▶ **EXERCISE**
Check every line below for the word "React" and copy each one that has it.

▶ **DATA SUPPLIED**
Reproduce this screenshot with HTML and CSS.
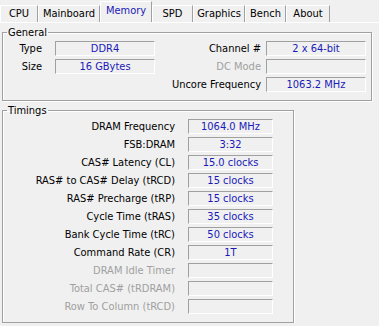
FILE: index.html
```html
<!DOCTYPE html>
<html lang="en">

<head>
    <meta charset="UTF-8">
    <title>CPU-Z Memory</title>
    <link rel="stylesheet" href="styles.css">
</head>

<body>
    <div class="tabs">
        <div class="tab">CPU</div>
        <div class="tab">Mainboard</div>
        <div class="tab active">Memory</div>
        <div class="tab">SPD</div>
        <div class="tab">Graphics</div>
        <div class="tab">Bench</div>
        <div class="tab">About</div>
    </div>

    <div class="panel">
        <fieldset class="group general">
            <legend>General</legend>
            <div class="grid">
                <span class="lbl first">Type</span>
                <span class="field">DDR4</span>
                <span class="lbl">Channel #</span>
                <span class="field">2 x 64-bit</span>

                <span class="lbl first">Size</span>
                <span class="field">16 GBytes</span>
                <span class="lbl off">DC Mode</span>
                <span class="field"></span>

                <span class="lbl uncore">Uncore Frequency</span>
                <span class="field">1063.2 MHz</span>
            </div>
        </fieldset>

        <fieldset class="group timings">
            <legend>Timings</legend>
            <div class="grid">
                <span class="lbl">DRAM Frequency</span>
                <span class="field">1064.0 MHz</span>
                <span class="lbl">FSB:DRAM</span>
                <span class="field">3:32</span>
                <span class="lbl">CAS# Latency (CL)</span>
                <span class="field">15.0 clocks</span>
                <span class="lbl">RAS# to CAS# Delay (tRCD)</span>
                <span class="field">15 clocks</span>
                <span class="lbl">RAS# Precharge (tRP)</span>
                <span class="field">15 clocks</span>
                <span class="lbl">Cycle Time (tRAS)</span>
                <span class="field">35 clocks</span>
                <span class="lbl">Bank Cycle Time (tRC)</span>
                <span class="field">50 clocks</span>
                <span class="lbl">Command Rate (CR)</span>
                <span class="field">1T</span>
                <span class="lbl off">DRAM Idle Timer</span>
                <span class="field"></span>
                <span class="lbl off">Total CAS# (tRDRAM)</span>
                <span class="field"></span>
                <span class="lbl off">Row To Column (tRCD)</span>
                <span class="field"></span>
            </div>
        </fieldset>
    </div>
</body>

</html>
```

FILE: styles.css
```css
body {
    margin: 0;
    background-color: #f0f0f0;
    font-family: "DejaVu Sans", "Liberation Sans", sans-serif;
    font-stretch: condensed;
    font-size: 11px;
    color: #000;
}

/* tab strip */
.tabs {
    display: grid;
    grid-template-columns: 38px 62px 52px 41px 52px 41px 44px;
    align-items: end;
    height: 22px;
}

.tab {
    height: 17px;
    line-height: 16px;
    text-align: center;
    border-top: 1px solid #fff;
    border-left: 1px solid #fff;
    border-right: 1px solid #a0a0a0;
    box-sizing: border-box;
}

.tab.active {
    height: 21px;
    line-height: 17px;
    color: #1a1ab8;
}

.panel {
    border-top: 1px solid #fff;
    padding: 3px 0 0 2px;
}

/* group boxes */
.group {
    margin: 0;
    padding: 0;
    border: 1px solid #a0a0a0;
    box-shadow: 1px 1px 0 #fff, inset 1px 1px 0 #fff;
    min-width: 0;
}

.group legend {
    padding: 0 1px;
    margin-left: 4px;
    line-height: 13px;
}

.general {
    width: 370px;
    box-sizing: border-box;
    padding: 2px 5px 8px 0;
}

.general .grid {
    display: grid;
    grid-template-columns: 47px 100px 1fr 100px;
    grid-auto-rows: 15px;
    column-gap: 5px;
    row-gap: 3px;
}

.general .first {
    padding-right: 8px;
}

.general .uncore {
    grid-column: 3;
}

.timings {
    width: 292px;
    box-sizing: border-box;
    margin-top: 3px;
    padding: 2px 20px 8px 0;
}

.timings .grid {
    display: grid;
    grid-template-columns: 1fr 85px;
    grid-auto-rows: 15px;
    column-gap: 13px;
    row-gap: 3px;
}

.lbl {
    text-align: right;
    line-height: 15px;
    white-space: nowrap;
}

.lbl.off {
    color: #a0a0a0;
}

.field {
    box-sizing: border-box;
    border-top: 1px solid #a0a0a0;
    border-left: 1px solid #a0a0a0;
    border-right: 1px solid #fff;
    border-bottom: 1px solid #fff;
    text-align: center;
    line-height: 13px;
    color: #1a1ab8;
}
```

--

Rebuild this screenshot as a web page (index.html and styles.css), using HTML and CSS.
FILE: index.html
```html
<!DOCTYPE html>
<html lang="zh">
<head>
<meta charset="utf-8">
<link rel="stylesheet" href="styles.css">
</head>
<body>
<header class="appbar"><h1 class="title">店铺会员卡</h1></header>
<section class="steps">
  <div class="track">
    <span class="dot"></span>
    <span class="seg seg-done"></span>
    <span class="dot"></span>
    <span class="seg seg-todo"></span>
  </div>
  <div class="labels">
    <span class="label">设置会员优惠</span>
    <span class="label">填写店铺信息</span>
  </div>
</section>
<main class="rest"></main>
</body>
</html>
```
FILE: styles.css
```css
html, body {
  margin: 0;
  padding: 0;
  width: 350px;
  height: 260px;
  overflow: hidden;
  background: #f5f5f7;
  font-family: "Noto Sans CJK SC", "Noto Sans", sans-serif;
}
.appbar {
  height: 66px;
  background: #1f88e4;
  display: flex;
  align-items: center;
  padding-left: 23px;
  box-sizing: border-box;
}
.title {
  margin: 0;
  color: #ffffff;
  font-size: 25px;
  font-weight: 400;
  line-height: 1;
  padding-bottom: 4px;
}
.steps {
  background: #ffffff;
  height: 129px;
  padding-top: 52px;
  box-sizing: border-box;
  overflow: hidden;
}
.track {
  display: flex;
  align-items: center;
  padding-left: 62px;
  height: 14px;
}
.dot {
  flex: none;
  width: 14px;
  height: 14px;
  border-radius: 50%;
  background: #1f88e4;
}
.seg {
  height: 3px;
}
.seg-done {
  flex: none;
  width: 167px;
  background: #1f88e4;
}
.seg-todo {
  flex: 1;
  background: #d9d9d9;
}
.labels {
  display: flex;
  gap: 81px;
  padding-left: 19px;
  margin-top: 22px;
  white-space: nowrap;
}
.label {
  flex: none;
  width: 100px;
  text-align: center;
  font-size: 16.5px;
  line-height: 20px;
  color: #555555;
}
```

--

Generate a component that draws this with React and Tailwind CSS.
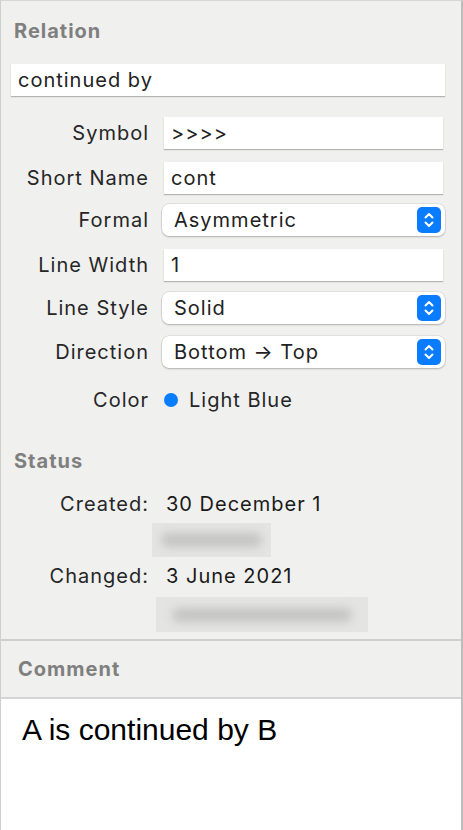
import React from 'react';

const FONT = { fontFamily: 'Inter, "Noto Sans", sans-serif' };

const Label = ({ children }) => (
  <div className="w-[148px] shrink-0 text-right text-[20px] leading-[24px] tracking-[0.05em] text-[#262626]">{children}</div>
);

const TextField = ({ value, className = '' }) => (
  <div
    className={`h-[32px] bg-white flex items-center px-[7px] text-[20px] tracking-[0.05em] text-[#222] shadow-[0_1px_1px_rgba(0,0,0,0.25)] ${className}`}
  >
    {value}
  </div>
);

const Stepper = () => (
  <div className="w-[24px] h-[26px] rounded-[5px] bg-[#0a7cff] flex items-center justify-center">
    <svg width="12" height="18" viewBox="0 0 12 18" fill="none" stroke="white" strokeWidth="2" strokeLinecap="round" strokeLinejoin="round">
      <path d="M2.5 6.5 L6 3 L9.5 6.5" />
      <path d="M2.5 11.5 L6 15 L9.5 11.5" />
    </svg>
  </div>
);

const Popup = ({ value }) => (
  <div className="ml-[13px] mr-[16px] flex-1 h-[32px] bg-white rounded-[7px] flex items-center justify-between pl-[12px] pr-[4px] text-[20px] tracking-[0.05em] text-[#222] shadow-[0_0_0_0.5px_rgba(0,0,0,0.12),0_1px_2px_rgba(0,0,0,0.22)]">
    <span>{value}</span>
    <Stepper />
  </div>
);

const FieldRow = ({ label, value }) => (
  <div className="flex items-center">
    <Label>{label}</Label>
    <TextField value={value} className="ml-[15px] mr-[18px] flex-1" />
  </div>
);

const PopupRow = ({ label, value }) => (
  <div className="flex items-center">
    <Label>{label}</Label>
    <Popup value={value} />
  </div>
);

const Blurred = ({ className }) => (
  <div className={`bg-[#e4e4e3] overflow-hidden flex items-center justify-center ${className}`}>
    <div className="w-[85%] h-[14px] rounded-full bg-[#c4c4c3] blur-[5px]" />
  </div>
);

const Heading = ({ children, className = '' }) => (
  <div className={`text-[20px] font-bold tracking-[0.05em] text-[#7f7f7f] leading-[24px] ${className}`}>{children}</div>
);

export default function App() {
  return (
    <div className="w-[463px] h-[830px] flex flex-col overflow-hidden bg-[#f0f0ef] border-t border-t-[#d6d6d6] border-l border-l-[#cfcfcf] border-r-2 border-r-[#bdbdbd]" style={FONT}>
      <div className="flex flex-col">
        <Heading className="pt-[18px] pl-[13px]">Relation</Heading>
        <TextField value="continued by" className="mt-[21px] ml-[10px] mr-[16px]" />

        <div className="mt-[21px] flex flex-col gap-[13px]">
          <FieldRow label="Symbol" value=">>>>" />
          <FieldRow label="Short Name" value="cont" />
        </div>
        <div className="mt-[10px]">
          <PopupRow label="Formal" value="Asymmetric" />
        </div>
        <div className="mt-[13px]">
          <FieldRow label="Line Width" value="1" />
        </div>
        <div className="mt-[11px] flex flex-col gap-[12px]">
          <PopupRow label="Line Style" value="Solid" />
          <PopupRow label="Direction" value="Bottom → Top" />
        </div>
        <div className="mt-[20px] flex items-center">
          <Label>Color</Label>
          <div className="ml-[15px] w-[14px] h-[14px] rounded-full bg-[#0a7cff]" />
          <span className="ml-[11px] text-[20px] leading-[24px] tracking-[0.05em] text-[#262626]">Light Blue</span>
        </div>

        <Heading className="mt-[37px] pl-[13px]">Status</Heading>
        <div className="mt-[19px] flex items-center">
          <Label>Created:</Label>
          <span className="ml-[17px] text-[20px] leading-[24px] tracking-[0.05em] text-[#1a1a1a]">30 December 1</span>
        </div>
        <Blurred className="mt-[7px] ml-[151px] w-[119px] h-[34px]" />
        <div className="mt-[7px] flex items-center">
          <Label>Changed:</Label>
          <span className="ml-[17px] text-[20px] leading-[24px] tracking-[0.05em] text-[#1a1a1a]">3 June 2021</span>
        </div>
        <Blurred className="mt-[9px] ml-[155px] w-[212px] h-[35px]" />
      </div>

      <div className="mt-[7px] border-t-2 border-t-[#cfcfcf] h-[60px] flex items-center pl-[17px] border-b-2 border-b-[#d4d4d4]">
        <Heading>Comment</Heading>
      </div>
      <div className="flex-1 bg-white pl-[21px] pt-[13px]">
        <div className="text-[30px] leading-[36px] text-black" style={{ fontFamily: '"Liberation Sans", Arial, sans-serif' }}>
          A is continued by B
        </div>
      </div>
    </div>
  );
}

▶ **REPLY**
Generate a component that draws this with React and Tailwind CSS.
import React from 'react';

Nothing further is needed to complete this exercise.